## TASK TO CARRY OUT
Exactly reproduce the lines that follow.

## DATA BLOCK
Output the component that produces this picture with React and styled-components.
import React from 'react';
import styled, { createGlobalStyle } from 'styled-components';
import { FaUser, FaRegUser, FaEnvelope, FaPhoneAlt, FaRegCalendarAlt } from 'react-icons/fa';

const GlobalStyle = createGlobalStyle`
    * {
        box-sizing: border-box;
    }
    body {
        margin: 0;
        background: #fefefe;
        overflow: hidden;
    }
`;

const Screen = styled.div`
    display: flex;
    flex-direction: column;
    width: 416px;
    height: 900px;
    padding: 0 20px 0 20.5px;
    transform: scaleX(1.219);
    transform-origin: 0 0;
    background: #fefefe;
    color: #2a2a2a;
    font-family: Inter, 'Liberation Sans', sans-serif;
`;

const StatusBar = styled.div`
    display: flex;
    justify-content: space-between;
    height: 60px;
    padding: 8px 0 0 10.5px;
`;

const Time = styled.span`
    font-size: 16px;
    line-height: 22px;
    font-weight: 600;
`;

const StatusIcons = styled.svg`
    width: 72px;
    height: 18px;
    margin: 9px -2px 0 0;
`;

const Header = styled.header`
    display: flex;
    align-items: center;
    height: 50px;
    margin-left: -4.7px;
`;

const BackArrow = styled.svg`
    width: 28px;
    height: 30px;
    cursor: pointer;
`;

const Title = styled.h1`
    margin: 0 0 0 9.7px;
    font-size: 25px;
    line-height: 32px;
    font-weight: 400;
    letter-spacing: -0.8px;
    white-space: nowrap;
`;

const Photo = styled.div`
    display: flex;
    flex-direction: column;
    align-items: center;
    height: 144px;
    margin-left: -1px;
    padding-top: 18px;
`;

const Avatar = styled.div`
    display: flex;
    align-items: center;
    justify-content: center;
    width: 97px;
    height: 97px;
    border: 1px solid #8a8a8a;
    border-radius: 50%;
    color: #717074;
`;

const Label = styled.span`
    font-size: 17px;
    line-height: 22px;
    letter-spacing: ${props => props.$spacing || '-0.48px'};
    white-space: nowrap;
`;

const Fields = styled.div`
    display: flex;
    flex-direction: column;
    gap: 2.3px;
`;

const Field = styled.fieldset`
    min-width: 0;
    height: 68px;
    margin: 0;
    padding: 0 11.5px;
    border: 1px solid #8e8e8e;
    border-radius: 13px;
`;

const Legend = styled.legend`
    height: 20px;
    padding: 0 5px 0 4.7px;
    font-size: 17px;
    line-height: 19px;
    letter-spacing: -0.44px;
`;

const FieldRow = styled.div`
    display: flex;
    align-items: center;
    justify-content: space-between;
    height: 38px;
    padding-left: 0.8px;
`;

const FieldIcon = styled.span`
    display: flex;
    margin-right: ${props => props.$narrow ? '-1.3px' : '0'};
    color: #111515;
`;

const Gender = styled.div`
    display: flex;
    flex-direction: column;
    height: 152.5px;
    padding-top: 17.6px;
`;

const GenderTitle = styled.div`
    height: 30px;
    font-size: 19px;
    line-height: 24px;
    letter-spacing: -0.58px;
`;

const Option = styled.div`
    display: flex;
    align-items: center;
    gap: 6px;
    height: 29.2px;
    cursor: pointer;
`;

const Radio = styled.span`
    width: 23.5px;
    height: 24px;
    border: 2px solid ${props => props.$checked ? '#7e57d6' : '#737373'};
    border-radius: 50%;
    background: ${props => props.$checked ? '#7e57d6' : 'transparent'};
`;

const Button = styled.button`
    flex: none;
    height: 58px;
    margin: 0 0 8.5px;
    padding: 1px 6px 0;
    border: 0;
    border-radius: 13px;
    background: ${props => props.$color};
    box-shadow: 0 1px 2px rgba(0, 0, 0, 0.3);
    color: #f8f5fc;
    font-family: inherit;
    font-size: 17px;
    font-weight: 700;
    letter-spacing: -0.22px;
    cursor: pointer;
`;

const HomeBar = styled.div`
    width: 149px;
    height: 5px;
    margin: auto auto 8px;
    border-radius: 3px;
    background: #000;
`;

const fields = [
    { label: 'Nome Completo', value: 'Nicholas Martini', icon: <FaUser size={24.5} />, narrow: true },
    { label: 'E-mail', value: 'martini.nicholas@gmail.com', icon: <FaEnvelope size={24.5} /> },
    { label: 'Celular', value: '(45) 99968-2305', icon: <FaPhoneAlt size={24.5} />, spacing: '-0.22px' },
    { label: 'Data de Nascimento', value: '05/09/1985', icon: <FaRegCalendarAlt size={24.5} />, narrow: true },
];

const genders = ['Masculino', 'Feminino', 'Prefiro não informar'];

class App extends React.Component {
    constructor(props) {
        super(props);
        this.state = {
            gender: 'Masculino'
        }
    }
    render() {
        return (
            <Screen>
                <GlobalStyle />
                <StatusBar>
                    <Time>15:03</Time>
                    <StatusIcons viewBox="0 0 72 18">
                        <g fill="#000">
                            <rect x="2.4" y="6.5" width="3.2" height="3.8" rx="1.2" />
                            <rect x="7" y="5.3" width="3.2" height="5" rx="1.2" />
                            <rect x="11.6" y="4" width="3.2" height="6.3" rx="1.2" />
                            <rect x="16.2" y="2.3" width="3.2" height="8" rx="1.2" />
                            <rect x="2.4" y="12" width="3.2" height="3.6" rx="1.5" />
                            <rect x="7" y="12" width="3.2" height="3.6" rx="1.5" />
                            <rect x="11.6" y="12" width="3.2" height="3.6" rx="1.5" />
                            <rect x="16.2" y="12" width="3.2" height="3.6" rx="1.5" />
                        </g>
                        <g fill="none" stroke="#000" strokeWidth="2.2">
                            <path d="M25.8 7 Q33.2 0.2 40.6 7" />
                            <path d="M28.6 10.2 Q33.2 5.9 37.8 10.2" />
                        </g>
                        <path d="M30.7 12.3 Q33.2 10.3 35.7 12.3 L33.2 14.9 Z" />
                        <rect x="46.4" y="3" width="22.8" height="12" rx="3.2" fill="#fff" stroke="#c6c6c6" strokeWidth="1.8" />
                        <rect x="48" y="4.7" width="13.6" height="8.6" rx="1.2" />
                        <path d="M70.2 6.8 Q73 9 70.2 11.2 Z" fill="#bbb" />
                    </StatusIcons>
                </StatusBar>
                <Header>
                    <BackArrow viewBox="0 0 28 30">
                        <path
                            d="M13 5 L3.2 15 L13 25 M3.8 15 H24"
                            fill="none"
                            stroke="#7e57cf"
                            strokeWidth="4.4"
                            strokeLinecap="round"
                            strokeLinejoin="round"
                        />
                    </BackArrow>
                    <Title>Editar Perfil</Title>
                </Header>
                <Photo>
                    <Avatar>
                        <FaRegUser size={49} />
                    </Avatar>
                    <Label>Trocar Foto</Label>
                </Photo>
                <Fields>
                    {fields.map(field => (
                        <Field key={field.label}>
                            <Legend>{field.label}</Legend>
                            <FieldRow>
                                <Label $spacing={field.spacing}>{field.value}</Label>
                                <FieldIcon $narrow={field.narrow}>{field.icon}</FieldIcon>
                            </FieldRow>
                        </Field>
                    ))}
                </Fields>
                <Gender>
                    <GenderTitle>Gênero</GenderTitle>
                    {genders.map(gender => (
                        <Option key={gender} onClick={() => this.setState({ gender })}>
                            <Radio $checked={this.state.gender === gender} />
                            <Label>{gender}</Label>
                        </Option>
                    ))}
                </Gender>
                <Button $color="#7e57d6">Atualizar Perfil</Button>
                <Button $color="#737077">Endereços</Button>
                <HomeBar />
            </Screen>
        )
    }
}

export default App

## CORRECT RESULT
Output the component that produces this picture with React and styled-components.
import React from 'react';
import styled, { createGlobalStyle } from 'styled-components';
import { FaUser, FaRegUser, FaEnvelope, FaPhoneAlt, FaRegCalendarAlt } from 'react-icons/fa';

const GlobalStyle = createGlobalStyle`
    * {
        box-sizing: border-box;
    }
    body {
        margin: 0;
        background: #fefefe;
        overflow: hidden;
    }
`;

const Screen = styled.div`
    display: flex;
    flex-direction: column;
    width: 416px;
    height: 900px;
    padding: 0 20px 0 20.5px;
    transform: scaleX(1.219);
    transform-origin: 0 0;
    background: #fefefe;
    color: #2a2a2a;
    font-family: Inter, 'Liberation Sans', sans-serif;
`;

const StatusBar = styled.div`
    display: flex;
    justify-content: space-between;
    height: 60px;
    padding: 8px 0 0 10.5px;
`;

const Time = styled.span`
    font-size: 16px;
    line-height: 22px;
    font-weight: 600;
`;

const StatusIcons = styled.svg`
    width: 72px;
    height: 18px;
    margin: 9px -2px 0 0;
`;

const Header = styled.header`
    display: flex;
    align-items: center;
    height: 50px;
    margin-left: -4.7px;
`;

const BackArrow = styled.svg`
    width: 28px;
    height: 30px;
    cursor: pointer;
`;

const Title = styled.h1`
    margin: 0 0 0 9.7px;
    font-size: 25px;
    line-height: 32px;
    font-weight: 400;
    letter-spacing: -0.8px;
    white-space: nowrap;
`;

const Photo = styled.div`
    display: flex;
    flex-direction: column;
    align-items: center;
    height: 144px;
    margin-left: -1px;
    padding-top: 18px;
`;

const Avatar = styled.div`
    display: flex;
    align-items: center;
    justify-content: center;
    width: 97px;
    height: 97px;
    border: 1px solid #8a8a8a;
    border-radius: 50%;
    color: #717074;
`;

const Label = styled.span`
    font-size: 17px;
    line-height: 22px;
    letter-spacing: ${props => props.$spacing || '-0.48px'};
    white-space: nowrap;
`;

const Fields = styled.div`
    display: flex;
    flex-direction: column;
    gap: 2.3px;
`;

const Field = styled.fieldset`
    min-width: 0;
    height: 68px;
    margin: 0;
    padding: 0 11.5px;
    border: 1px solid #8e8e8e;
    border-radius: 13px;
`;

const Legend = styled.legend`
    height: 20px;
    padding: 0 5px 0 4.7px;
    font-size: 17px;
    line-height: 19px;
    letter-spacing: -0.44px;
`;

const FieldRow = styled.div`
    display: flex;
    align-items: center;
    justify-content: space-between;
    height: 38px;
    padding-left: 0.8px;
`;

const FieldIcon = styled.span`
    display: flex;
    margin-right: ${props => props.$narrow ? '-1.3px' : '0'};
    color: #111515;
`;

const Gender = styled.div`
    display: flex;
    flex-direction: column;
    height: 152.5px;
    padding-top: 17.6px;
`;

const GenderTitle = styled.div`
    height: 30px;
    font-size: 19px;
    line-height: 24px;
    letter-spacing: -0.58px;
`;

const Option = styled.div`
    display: flex;
    align-items: center;
    gap: 6px;
    height: 29.2px;
    cursor: pointer;
`;

const Radio = styled.span`
    width: 23.5px;
    height: 24px;
    border: 2px solid ${props => props.$checked ? '#7e57d6' : '#737373'};
    border-radius: 50%;
    background: ${props => props.$checked ? '#7e57d6' : 'transparent'};
`;

const Button = styled.button`
    flex: none;
    height: 58px;
    margin: 0 0 8.5px;
    padding: 1px 6px 0;
    border: 0;
    border-radius: 13px;
    background: ${props => props.$color};
    box-shadow: 0 1px 2px rgba(0, 0, 0, 0.3);
    color: #f8f5fc;
    font-family: inherit;
    font-size: 17px;
    font-weight: 700;
    letter-spacing: -0.22px;
    cursor: pointer;
`;

const HomeBar = styled.div`
    width: 149px;
    height: 5px;
    margin: auto auto 8px;
    border-radius: 3px;
    background: #000;
`;

const fields = [
    { label: 'Nome Completo', value: 'Nicholas Martini', icon: <FaUser size={24.5} />, narrow: true },
    { label: 'E-mail', value: 'martini.nicholas@gmail.com', icon: <FaEnvelope size={24.5} /> },
    { label: 'Celular', value: '(45) 99968-2305', icon: <FaPhoneAlt size={24.5} />, spacing: '-0.22px' },
    { label: 'Data de Nascimento', value: '05/09/1985', icon: <FaRegCalendarAlt size={24.5} />, narrow: true },
];

const genders = ['Masculino', 'Feminino', 'Prefiro não informar'];

class App extends React.Component {
    constructor(props) {
        super(props);
        this.state = {
            gender: 'Masculino'
        }
    }
    render() {
        return (
            <Screen>
                <GlobalStyle />
                <StatusBar>
                    <Time>15:03</Time>
                    <StatusIcons viewBox="0 0 72 18">
                        <g fill="#000">
                            <rect x="2.4" y="6.5" width="3.2" height="3.8" rx="1.2" />
                            <rect x="7" y="5.3" width="3.2" height="5" rx="1.2" />
                            <rect x="11.6" y="4" width="3.2" height="6.3" rx="1.2" />
                            <rect x="16.2" y="2.3" width="3.2" height="8" rx="1.2" />
                            <rect x="2.4" y="12" width="3.2" height="3.6" rx="1.5" />
                            <rect x="7" y="12" width="3.2" height="3.6" rx="1.5" />
                            <rect x="11.6" y="12" width="3.2" height="3.6" rx="1.5" />
                            <rect x="16.2" y="12" width="3.2" height="3.6" rx="1.5" />
                        </g>
                        <g fill="none" stroke="#000" strokeWidth="2.2">
                            <path d="M25.8 7 Q33.2 0.2 40.6 7" />
                            <path d="M28.6 10.2 Q33.2 5.9 37.8 10.2" />
                        </g>
                        <path d="M30.7 12.3 Q33.2 10.3 35.7 12.3 L33.2 14.9 Z" />
                        <rect x="46.4" y="3" width="22.8" height="12" rx="3.2" fill="#fff" stroke="#c6c6c6" strokeWidth="1.8" />
                        <rect x="48" y="4.7" width="13.6" height="8.6" rx="1.2" />
                        <path d="M70.2 6.8 Q73 9 70.2 11.2 Z" fill="#bbb" />
                    </StatusIcons>
                </StatusBar>
                <Header>
                    <BackArrow viewBox="0 0 28 30">
                        <path
                            d="M13 5 L3.2 15 L13 25 M3.8 15 H24"
                            fill="none"
                            stroke="#7e57cf"
                            strokeWidth="4.4"
                            strokeLinecap="round"
                            strokeLinejoin="round"
                        />
                    </BackArrow>
                    <Title>Editar Perfil</Title>
                </Header>
                <Photo>
                    <Avatar>
                        <FaRegUser size={49} />
                    </Avatar>
                    <Label>Trocar Foto</Label>
                </Photo>
                <Fields>
                    {fields.map(field => (
                        <Field key={field.label}>
                            <Legend>{field.label}</Legend>
                            <FieldRow>
                                <Label $spacing={field.spacing}>{field.value}</Label>
                                <FieldIcon $narrow={field.narrow}>{field.icon}</FieldIcon>
                            </FieldRow>
                        </Field>
                    ))}
                </Fields>
                <Gender>
                    <GenderTitle>Gênero</GenderTitle>
                    {genders.map(gender => (
                        <Option key={gender} onClick={() => this.setState({ gender })}>
                            <Radio $checked={this.state.gender === gender} />
                            <Label>{gender}</Label>
                        </Option>
                    ))}
                </Gender>
                <Button $color="#7e57d6">Atualizar Perfil</Button>
                <Button $color="#737077">Endereços</Button>
                <HomeBar />
            </Screen>
        )
    }
}

export default App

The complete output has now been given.